REQUIREMENTS: Give back the full listing, character for character, with no pictures.

SOURCE MATERIAL:
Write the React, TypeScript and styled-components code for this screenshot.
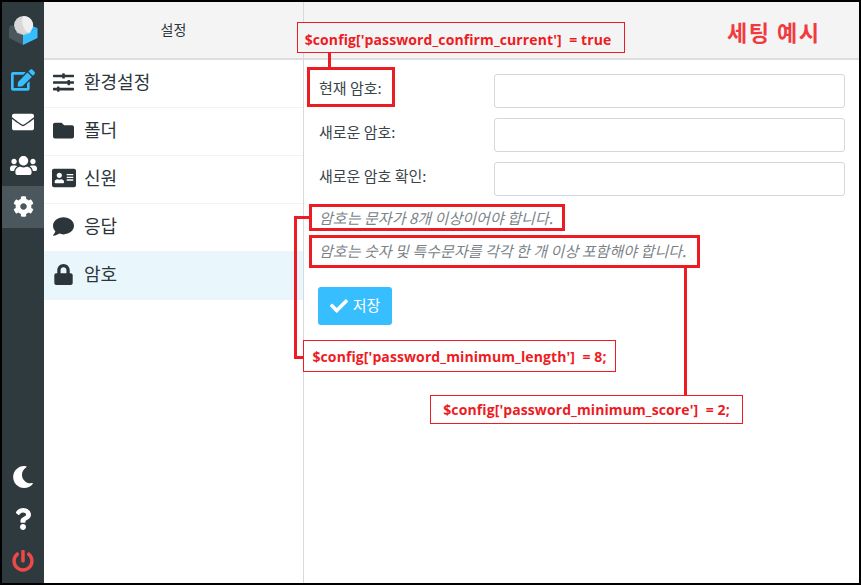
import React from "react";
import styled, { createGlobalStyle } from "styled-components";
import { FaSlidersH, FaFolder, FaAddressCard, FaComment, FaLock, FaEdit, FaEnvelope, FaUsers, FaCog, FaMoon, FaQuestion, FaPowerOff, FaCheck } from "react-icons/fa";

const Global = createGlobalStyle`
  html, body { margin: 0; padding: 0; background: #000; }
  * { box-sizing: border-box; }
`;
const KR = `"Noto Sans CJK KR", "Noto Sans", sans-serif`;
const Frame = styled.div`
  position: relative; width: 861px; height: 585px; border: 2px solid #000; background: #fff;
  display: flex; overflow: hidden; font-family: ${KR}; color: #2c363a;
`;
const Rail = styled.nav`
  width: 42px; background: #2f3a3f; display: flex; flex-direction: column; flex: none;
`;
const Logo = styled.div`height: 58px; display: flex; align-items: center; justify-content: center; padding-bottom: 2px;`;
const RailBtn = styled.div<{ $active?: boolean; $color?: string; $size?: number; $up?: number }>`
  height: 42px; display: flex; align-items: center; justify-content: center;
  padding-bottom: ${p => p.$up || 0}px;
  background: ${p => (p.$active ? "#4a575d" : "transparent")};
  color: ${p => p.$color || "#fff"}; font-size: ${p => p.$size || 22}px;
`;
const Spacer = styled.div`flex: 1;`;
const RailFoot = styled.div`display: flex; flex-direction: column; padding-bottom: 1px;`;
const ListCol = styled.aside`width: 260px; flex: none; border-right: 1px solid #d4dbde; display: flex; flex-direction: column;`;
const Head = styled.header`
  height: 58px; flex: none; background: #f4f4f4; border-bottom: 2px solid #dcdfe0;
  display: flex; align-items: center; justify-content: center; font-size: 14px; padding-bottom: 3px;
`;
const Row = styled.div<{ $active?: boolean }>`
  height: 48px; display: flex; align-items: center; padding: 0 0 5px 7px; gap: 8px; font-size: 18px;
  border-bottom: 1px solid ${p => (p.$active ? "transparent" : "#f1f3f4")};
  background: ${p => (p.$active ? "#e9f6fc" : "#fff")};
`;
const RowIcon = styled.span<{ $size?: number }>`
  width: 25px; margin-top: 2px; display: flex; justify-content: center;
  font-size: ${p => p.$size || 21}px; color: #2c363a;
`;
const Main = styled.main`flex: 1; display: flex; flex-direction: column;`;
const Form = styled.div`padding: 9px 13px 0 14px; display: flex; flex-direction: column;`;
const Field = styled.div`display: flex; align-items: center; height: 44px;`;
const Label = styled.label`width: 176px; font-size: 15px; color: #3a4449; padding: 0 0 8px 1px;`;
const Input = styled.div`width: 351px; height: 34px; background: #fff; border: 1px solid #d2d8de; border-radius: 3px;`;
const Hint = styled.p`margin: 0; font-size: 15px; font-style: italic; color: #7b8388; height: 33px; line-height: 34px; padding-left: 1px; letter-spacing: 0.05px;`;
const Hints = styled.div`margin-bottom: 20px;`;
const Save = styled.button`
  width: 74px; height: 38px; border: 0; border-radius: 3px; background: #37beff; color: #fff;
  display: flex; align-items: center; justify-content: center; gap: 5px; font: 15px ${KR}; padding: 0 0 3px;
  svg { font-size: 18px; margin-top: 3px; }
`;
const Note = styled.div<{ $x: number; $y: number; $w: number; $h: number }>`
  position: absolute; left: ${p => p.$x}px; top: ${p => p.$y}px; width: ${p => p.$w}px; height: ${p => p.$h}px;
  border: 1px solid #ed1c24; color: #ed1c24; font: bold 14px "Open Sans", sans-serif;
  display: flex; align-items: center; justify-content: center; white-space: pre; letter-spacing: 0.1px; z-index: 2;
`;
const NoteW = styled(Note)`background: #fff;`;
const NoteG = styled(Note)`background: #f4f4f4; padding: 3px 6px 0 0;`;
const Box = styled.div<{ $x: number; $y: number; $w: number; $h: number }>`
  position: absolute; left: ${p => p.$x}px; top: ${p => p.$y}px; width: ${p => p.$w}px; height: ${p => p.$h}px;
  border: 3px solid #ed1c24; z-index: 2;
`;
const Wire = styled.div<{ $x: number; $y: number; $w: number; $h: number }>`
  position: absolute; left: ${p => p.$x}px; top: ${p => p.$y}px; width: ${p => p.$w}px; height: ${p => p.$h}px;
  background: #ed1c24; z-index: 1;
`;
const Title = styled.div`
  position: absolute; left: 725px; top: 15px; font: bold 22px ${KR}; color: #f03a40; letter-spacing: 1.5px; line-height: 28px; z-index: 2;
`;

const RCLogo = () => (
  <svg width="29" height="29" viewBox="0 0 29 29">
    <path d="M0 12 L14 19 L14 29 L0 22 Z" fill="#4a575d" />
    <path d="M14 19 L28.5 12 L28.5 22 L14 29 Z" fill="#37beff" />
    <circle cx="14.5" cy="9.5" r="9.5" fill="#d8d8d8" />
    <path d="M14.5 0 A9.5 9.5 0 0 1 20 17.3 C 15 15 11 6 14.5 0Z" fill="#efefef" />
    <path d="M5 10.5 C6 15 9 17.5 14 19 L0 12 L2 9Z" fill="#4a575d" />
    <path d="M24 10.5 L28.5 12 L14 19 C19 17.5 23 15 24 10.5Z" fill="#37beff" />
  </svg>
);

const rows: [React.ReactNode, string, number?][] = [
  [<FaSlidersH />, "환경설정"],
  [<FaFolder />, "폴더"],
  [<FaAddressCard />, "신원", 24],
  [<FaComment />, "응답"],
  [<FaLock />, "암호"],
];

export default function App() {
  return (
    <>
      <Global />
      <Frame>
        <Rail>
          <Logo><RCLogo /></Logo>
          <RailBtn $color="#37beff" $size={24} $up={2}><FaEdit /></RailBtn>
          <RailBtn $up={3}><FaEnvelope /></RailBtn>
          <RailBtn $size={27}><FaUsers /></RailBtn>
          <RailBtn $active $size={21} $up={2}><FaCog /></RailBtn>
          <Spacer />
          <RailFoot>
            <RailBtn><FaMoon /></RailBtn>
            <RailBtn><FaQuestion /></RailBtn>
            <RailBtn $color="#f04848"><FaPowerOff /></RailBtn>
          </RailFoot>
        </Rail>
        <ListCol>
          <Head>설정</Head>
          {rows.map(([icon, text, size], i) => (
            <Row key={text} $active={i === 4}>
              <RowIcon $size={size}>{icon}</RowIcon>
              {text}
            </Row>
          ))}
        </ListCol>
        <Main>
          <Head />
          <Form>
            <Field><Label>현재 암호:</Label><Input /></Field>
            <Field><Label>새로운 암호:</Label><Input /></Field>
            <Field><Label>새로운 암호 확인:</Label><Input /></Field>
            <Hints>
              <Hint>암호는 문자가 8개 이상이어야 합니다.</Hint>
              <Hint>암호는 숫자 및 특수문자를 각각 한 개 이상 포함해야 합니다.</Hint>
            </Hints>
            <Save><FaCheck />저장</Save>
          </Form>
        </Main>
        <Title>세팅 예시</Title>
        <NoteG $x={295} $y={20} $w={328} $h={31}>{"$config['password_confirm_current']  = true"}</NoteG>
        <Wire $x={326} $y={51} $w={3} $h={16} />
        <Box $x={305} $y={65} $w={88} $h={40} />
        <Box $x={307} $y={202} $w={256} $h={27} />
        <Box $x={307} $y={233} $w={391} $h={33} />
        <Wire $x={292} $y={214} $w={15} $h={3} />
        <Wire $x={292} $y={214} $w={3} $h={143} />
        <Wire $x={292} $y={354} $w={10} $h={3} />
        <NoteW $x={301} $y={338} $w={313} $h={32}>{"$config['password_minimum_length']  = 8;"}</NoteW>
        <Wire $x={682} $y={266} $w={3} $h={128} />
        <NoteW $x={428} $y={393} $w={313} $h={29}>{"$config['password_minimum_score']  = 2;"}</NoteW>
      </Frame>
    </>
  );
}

EXERCISE SOLUTION:
Write the React, TypeScript and styled-components code for this screenshot.
import React from "react";
import styled, { createGlobalStyle } from "styled-components";
import { FaSlidersH, FaFolder, FaAddressCard, FaComment, FaLock, FaEdit, FaEnvelope, FaUsers, FaCog, FaMoon, FaQuestion, FaPowerOff, FaCheck } from "react-icons/fa";

const Global = createGlobalStyle`
  html, body { margin: 0; padding: 0; background: #000; }
  * { box-sizing: border-box; }
`;
const KR = `"Noto Sans CJK KR", "Noto Sans", sans-serif`;
const Frame = styled.div`
  position: relative; width: 861px; height: 585px; border: 2px solid #000; background: #fff;
  display: flex; overflow: hidden; font-family: ${KR}; color: #2c363a;
`;
const Rail = styled.nav`
  width: 42px; background: #2f3a3f; display: flex; flex-direction: column; flex: none;
`;
const Logo = styled.div`height: 58px; display: flex; align-items: center; justify-content: center; padding-bottom: 2px;`;
const RailBtn = styled.div<{ $active?: boolean; $color?: string; $size?: number; $up?: number }>`
  height: 42px; display: flex; align-items: center; justify-content: center;
  padding-bottom: ${p => p.$up || 0}px;
  background: ${p => (p.$active ? "#4a575d" : "transparent")};
  color: ${p => p.$color || "#fff"}; font-size: ${p => p.$size || 22}px;
`;
const Spacer = styled.div`flex: 1;`;
const RailFoot = styled.div`display: flex; flex-direction: column; padding-bottom: 1px;`;
const ListCol = styled.aside`width: 260px; flex: none; border-right: 1px solid #d4dbde; display: flex; flex-direction: column;`;
const Head = styled.header`
  height: 58px; flex: none; background: #f4f4f4; border-bottom: 2px solid #dcdfe0;
  display: flex; align-items: center; justify-content: center; font-size: 14px; padding-bottom: 3px;
`;
const Row = styled.div<{ $active?: boolean }>`
  height: 48px; display: flex; align-items: center; padding: 0 0 5px 7px; gap: 8px; font-size: 18px;
  border-bottom: 1px solid ${p => (p.$active ? "transparent" : "#f1f3f4")};
  background: ${p => (p.$active ? "#e9f6fc" : "#fff")};
`;
const RowIcon = styled.span<{ $size?: number }>`
  width: 25px; margin-top: 2px; display: flex; justify-content: center;
  font-size: ${p => p.$size || 21}px; color: #2c363a;
`;
const Main = styled.main`flex: 1; display: flex; flex-direction: column;`;
const Form = styled.div`padding: 9px 13px 0 14px; display: flex; flex-direction: column;`;
const Field = styled.div`display: flex; align-items: center; height: 44px;`;
const Label = styled.label`width: 176px; font-size: 15px; color: #3a4449; padding: 0 0 8px 1px;`;
const Input = styled.div`width: 351px; height: 34px; background: #fff; border: 1px solid #d2d8de; border-radius: 3px;`;
const Hint = styled.p`margin: 0; font-size: 15px; font-style: italic; color: #7b8388; height: 33px; line-height: 34px; padding-left: 1px; letter-spacing: 0.05px;`;
const Hints = styled.div`margin-bottom: 20px;`;
const Save = styled.button`
  width: 74px; height: 38px; border: 0; border-radius: 3px; background: #37beff; color: #fff;
  display: flex; align-items: center; justify-content: center; gap: 5px; font: 15px ${KR}; padding: 0 0 3px;
  svg { font-size: 18px; margin-top: 3px; }
`;
const Note = styled.div<{ $x: number; $y: number; $w: number; $h: number }>`
  position: absolute; left: ${p => p.$x}px; top: ${p => p.$y}px; width: ${p => p.$w}px; height: ${p => p.$h}px;
  border: 1px solid #ed1c24; color: #ed1c24; font: bold 14px "Open Sans", sans-serif;
  display: flex; align-items: center; justify-content: center; white-space: pre; letter-spacing: 0.1px; z-index: 2;
`;
const NoteW = styled(Note)`background: #fff;`;
const NoteG = styled(Note)`background: #f4f4f4; padding: 3px 6px 0 0;`;
const Box = styled.div<{ $x: number; $y: number; $w: number; $h: number }>`
  position: absolute; left: ${p => p.$x}px; top: ${p => p.$y}px; width: ${p => p.$w}px; height: ${p => p.$h}px;
  border: 3px solid #ed1c24; z-index: 2;
`;
const Wire = styled.div<{ $x: number; $y: number; $w: number; $h: number }>`
  position: absolute; left: ${p => p.$x}px; top: ${p => p.$y}px; width: ${p => p.$w}px; height: ${p => p.$h}px;
  background: #ed1c24; z-index: 1;
`;
const Title = styled.div`
  position: absolute; left: 725px; top: 15px; font: bold 22px ${KR}; color: #f03a40; letter-spacing: 1.5px; line-height: 28px; z-index: 2;
`;

const RCLogo = () => (
  <svg width="29" height="29" viewBox="0 0 29 29">
    <path d="M0 12 L14 19 L14 29 L0 22 Z" fill="#4a575d" />
    <path d="M14 19 L28.5 12 L28.5 22 L14 29 Z" fill="#37beff" />
    <circle cx="14.5" cy="9.5" r="9.5" fill="#d8d8d8" />
    <path d="M14.5 0 A9.5 9.5 0 0 1 20 17.3 C 15 15 11 6 14.5 0Z" fill="#efefef" />
    <path d="M5 10.5 C6 15 9 17.5 14 19 L0 12 L2 9Z" fill="#4a575d" />
    <path d="M24 10.5 L28.5 12 L14 19 C19 17.5 23 15 24 10.5Z" fill="#37beff" />
  </svg>
);

const rows: [React.ReactNode, string, number?][] = [
  [<FaSlidersH />, "환경설정"],
  [<FaFolder />, "폴더"],
  [<FaAddressCard />, "신원", 24],
  [<FaComment />, "응답"],
  [<FaLock />, "암호"],
];

export default function App() {
  return (
    <>
      <Global />
      <Frame>
        <Rail>
          <Logo><RCLogo /></Logo>
          <RailBtn $color="#37beff" $size={24} $up={2}><FaEdit /></RailBtn>
          <RailBtn $up={3}><FaEnvelope /></RailBtn>
          <RailBtn $size={27}><FaUsers /></RailBtn>
          <RailBtn $active $size={21} $up={2}><FaCog /></RailBtn>
          <Spacer />
          <RailFoot>
            <RailBtn><FaMoon /></RailBtn>
            <RailBtn><FaQuestion /></RailBtn>
            <RailBtn $color="#f04848"><FaPowerOff /></RailBtn>
          </RailFoot>
        </Rail>
        <ListCol>
          <Head>설정</Head>
          {rows.map(([icon, text, size], i) => (
            <Row key={text} $active={i === 4}>
              <RowIcon $size={size}>{icon}</RowIcon>
              {text}
            </Row>
          ))}
        </ListCol>
        <Main>
          <Head />
          <Form>
            <Field><Label>현재 암호:</Label><Input /></Field>
            <Field><Label>새로운 암호:</Label><Input /></Field>
            <Field><Label>새로운 암호 확인:</Label><Input /></Field>
            <Hints>
              <Hint>암호는 문자가 8개 이상이어야 합니다.</Hint>
              <Hint>암호는 숫자 및 특수문자를 각각 한 개 이상 포함해야 합니다.</Hint>
            </Hints>
            <Save><FaCheck />저장</Save>
          </Form>
        </Main>
        <Title>세팅 예시</Title>
        <NoteG $x={295} $y={20} $w={328} $h={31}>{"$config['password_confirm_current']  = true"}</NoteG>
        <Wire $x={326} $y={51} $w={3} $h={16} />
        <Box $x={305} $y={65} $w={88} $h={40} />
        <Box $x={307} $y={202} $w={256} $h={27} />
        <Box $x={307} $y={233} $w={391} $h={33} />
        <Wire $x={292} $y={214} $w={15} $h={3} />
        <Wire $x={292} $y={214} $w={3} $h={143} />
        <Wire $x={292} $y={354} $w={10} $h={3} />
        <NoteW $x={301} $y={338} $w={313} $h={32}>{"$config['password_minimum_length']  = 8;"}</NoteW>
        <Wire $x={682} $y={266} $w={3} $h={128} />
        <NoteW $x={428} $y={393} $w={313} $h={29}>{"$config['password_minimum_score']  = 2;"}</NoteW>
      </Frame>
    </>
  );
}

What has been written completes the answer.